Snowflake: Simplicity and Focus
Snowflake’s claim to fame is its simplicity and focus on data engineering, paired with user-friendly functionality. Key features include:
- Ease of Use: A simpler UI makes it accessible for teams of varying expertise.
- Automated Indexing and Clustering: Reducing manual intervention while enhancing performance.
- Detailed Query Execution Insights: Visibility into query plans helps users optimize performance.
- Snowflake Marketplace: A one-stop shop for hosting applications and accessing datasets.
- Snowpark: Native support for ML libraries, enabling data scientists to work within the platform.
Despite its strengths, Snowflake is not without its drawbacks:
- Limited support for unstructured data: It is less suitable for workloads involving images, audio, or video.
- Latency issues: It is less effective for real-time analytics due to its batch-oriented architecture.
Verdict
Round one is a close call. Databricks scores high for flexibility and advanced use cases, while Snowflake takes the lead for simplicity and ease of use.
Round 2: Supported Ecosystem
The supported ecosystem determines how well a platform integrates into a broader data and analytics landscape. Snowflake and Databricks both have their strengths, but their approaches highlight key differences in usability and compatibility.
Databricks: Built for Flexibility and Customization
Databricks boasts a robust ecosystem designed to cater to a variety of data engineering, machine learning, and custom use cases. Here is what sets it apart:
- Language and API Support: Databricks supports multiple languages and APIs, providing flexibility for developers.
- Custom Use Cases: The platform is particularly adept at enabling niche, custom solutions, enhancing its ecosystem’s strength.
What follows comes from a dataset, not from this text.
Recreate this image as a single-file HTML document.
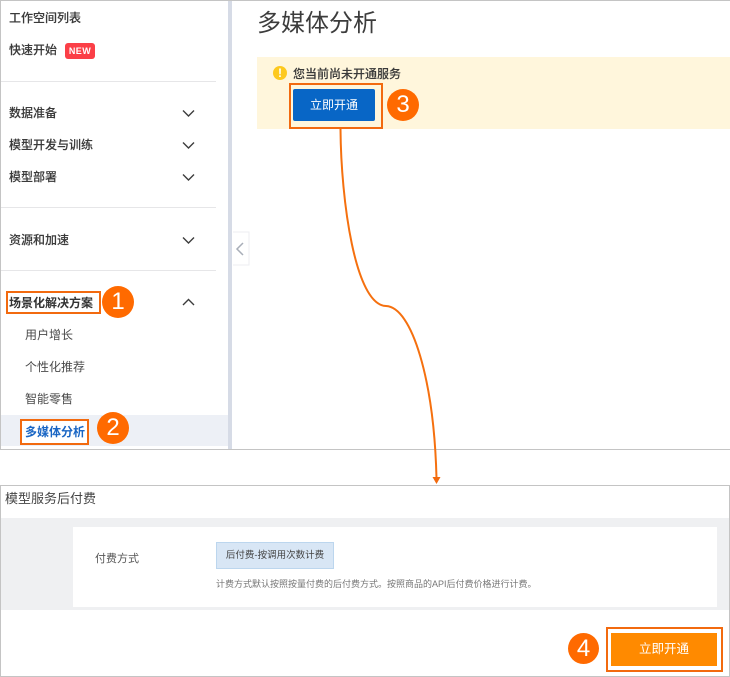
<!DOCTYPE html>
<html><head><meta charset="utf-8">
<style>
html,body{margin:0;padding:0;background:#fff}
body{width:730px;height:677px;position:relative;overflow:hidden;font-family:"Liberation Sans","Noto Sans CJK SC",sans-serif;color:#333}
div,span{position:absolute;box-sizing:border-box}
.t{white-space:nowrap;font-size:12px;line-height:16px;color:#4a4a4a}
.b{font-weight:500;color:#3a3a3a;-webkit-text-stroke:.12px #3a3a3a}
.hl{height:1px;left:1px;width:215px;background:#e6e6e8}
.box{border:2px solid #f26a0f}
.num{width:32px;height:32px;border-radius:50%;background:#ff6a00;color:#fff;font-size:24px;line-height:32px;text-align:center}
</style></head><body>

<!-- Top frame -->
<div style="left:0;top:0;width:730px;height:450px;border:1px solid #c4c4c4;border-right:0"></div>
<div style="left:228px;top:1px;width:4px;height:448px;background:#d6dbe6"></div>
<div style="left:1px;top:415px;width:227px;height:31px;background:#edf0f6"></div>

<div class="t b" style="left:9px;top:10px">工作空间列表</div>
<div class="t b" style="left:9px;top:42px">快速开始</div>
<div style="left:65px;top:43px;width:30px;height:16px;background:#fb3f47;border-radius:3px;color:#fff;font-size:9px;font-weight:700;line-height:16px;text-align:center;letter-spacing:.4px">NEW</div>
<div class="hl" style="top:81px"></div>
<div class="t b" style="left:9px;top:105px">数据准备</div>
<div class="t b" style="left:9px;top:137px">模型开发与训练</div>
<div class="t b" style="left:9px;top:169px">模型部署</div>
<div class="hl" style="top:207px"></div>
<div class="t b" style="left:9px;top:232px">资源和加速</div>
<div class="hl" style="top:270px"></div>
<div class="box" style="left:6px;top:291px;width:95px;height:23px"></div>
<div class="t" style="left:9px;top:295px;font-weight:700;color:#333">场景化解决方案</div>
<div class="t" style="left:25px;top:327px">用户增长</div>
<div class="t" style="left:25px;top:359px">个性化推荐</div>
<div class="t" style="left:25px;top:391px">智能零售</div>
<div class="box" style="left:20px;top:419px;width:69px;height:26px;background:#fff"></div>
<div class="t" style="left:25px;top:424px;font-weight:700;color:#1a66c4">多媒体分析</div>
<div class="num" style="left:102px;top:286px">1</div>
<div class="num" style="left:97px;top:412px">2</div>

<svg style="position:absolute;left:0;top:0" width="730" height="677" fill="none">
<g stroke="#3c3c3c" stroke-width="1.400">
<path d="M183 110.500l5.500 5.500 5.500-5.500"/>
<path d="M183 142.500l5.500 5.500 5.500-5.500"/>
<path d="M183 174.500l5.500 5.500 5.500-5.500"/>
<path d="M183 237.500l5.500 5.500 5.500-5.500"/>
<path d="M183 305l5.500-5.500 5.500 5.500"/>
</g>
<path d="M233 232h16v33h-16" fill="#fff" stroke="#eceef2"/>
<path d="M243 243l-6 6 6 6" stroke="#a8aeb8" stroke-width="1.500"/>
<path d="M340.500 129C341 200 355 305 386 306C412 307 434 380 436.500 478" stroke="#f5700f" stroke-width="2"/>
<path d="M432.500 477h8l-4 7z" fill="#f26a0f"/>
</svg>

<!-- Main -->
<div style="left:257px;top:7px;font-size:24px;line-height:34px;color:#3c3c3c;white-space:nowrap">多媒体分析</div>
<div style="left:257px;top:57px;width:473px;height:72px;background:#fff6dc"></div>
<div style="left:273px;top:66px;width:14px;height:14px;border-radius:50%;background:#fdc91f;color:#fff;font-size:12px;font-weight:700;line-height:14px;text-align:center">!</div>
<div class="t b" style="left:293px;top:66px">您当前尚未开通服务</div>
<div class="box" style="left:289px;top:83px;width:94px;height:46px"></div>
<div style="left:293px;top:89px;width:82px;height:32px;background:#0866c6;border-radius:2px;color:#fff;font-size:12px;line-height:32px;text-align:center">立即开通</div>
<div class="num" style="left:387px;top:89px">3</div>

<!-- Bottom frame -->
<div style="left:0;top:485px;width:730px;height:192px;border:1px solid #c4c4c4"></div>
<div class="t" style="left:5px;top:490px;font-size:13px;line-height:18px;color:#444">模型服务后付费</div>
<div style="left:1px;top:518px;width:728px;height:92px;background:#eff0f2"></div>
<div style="left:73px;top:527px;width:644px;height:80px;background:#fff"></div>
<div class="t" style="left:95px;top:551px;font-size:11px;color:#555">付费方式</div>
<div style="left:216px;top:542px;width:118px;height:27px;background:#d8e6f5;border:1px solid #bcd6ee;color:#444;font-size:9.500px;line-height:26px;text-align:center;white-space:nowrap">后付费-按调用次数计费</div>
<div class="t" style="left:216px;top:577px;font-size:9px;line-height:14px;color:#777">计费方式默认按照按量付费的后付费方式。按照商品的API后付费价格进行计费。</div>
<div class="num" style="left:568px;top:633px;width:31px;height:31px;line-height:31px">4</div>
<div class="box" style="left:606px;top:627px;width:117px;height:45px"></div>
<div style="left:611px;top:633px;width:106px;height:33px;background:#ff8a00;color:#fff;font-size:12.500px;line-height:33px;text-align:center">立即开通</div>

</body></html>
- Orchestration Capabilities: Unlike Snowflake, Databricks inherently supports orchestration, reducing the need for external tools.
- Acquisitions: Databricks has expanded its ecosystem through strategic acquisitions, such as its move into Iceberg-driven table formats by acquiring Tabular.
That being said, there are challenges as well:
- The Databricks Marketplace, while present, is not as mature or feature-rich as Snowflake’s.
- Connectors for Databricks are not always readily available, creating friction when integrating external systems.
- Interconnecting systems often require additional steps, adding complexity.
Snowflake: A Well-Rounded Ecosystem
Snowflake’s ecosystem is lauded for its simplicity and broad compatibility, making it a go-to for enterprises seeking ease of integration. Key strengths include:
- Cloud Agnostic: Full support for AWS, Azure, and GCP, with Azure offering better cost management than GCP.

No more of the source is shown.